The remaining problems assume the following clock cycle times:

	Without forwarding	With full forwarding	With ALU-ALU forwarding only
a.	300ps	400ps	360ps
b.	200ps	250ps	220ps

d. What is the total execution time of this instruction sequence without forwarding and with full forwarding? What is the speed-up achieved by adding full forwarding to a pipeline that had no forwarding?

e. Add nop instructions to this code to eliminate hazards if there is ALU-ALU forwarding only (no forwarding from the MEM to the EX stage)?

f. What is the total execution time of this instruction sequence with only ALU-ALU forwarding? What is the speed-up over a no-forwarding pipeline?
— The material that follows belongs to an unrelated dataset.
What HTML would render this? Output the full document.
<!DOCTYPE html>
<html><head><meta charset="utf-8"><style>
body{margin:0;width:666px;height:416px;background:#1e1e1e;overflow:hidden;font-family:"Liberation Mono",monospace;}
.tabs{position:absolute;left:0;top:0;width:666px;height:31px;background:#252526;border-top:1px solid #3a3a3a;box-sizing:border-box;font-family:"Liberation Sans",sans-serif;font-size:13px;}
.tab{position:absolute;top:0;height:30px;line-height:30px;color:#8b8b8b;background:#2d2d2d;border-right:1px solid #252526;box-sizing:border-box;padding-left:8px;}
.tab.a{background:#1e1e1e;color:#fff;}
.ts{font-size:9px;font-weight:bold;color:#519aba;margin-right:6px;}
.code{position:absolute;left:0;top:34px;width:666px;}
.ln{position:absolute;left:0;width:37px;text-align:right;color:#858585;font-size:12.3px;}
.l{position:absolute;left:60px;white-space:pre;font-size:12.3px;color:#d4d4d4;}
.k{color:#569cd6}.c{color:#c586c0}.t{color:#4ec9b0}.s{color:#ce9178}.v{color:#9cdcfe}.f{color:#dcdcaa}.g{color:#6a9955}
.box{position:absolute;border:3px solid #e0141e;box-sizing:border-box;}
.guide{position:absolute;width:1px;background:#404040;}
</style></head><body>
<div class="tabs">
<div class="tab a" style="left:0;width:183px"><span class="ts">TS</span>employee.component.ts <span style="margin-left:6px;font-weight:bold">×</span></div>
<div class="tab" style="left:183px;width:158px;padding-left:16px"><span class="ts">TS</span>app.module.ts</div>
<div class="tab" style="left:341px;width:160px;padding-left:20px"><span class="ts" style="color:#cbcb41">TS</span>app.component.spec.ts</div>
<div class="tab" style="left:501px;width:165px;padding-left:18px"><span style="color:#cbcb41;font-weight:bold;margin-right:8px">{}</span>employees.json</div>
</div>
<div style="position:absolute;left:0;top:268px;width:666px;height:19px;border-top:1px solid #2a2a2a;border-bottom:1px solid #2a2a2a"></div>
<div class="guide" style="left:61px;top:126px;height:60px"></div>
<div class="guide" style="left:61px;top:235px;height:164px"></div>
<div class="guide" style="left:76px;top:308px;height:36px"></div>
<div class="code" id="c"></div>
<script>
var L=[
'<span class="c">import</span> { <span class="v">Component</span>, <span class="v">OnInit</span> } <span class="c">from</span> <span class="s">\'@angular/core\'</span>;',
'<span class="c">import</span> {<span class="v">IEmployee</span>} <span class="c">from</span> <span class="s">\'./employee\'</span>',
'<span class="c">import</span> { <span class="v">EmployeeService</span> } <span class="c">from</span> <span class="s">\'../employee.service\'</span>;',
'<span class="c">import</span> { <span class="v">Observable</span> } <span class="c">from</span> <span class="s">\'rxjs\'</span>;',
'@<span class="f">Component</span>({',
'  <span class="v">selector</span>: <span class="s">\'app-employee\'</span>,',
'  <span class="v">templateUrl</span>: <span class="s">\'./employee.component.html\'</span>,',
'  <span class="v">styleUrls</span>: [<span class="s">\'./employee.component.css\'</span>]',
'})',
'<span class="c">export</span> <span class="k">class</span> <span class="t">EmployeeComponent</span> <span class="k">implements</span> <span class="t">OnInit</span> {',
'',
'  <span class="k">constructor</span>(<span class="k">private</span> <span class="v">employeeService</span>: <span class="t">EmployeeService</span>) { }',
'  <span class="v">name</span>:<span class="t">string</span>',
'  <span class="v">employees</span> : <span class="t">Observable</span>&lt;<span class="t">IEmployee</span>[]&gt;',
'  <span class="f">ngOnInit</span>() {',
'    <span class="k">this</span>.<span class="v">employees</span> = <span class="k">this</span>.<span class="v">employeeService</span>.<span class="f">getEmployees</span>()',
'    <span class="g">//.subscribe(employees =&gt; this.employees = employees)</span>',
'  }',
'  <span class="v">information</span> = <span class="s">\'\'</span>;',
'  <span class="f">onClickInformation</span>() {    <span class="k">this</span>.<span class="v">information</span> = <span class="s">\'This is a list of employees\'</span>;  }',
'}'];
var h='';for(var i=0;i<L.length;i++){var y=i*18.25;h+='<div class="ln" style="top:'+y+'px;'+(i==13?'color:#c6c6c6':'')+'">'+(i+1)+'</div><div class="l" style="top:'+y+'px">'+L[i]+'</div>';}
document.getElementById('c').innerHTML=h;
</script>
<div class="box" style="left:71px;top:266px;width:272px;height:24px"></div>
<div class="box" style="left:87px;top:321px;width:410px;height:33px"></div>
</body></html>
4. Assuming that the breakdown of dynamic instructions into various instruction categories is as follows:

	R-Type	beq	jmp	lw	sw
a.	50%	15%	10%	15%	10%
b.	30%	10%	5%	35%	20%

Also, assume the following branch predictor accurancies:

	Always-taken	Always not-taken	2-bit
a.	40%	60%	80%
b.	60%	40%	95%

a. Stall cycles due to mispredicted branches increase the CPI. What is the extra CPI due to mispredicted branches with the always-taken predictor? Assume that branch outcomes are determined in the EX stage, that there are no data hazards, and that no delay slots are used.

b. Repeat the above problem for the “always not-taken” predictor.

c. Repeat the above problem for the “2-bit” predictor.

d. With the 2-bit predictor, what speed-up would be achieved if we could convert half of the branch instructions in a way that replaces a branch instruction with an ALU instruction? Assume that correctly and incorrectly predicted instructions have the same chance of being replaced.

e. With the 2-bit predictor, what speed-up would be achieved if we could convert half of the branch instructions in a way that replaced each branch instruction with two ALU instructions? Assume that correctly and incorrectly predicted instructions have the same chance of being replaced.

f. Some branch instructions are much more predictable than others. If we know that 80% of all executed branch instructions are easy-to-predict loop-back branches that are always predicted correctly, what is the accuracy of the 2-bit predictor on the remaining 20% of the branch instructions?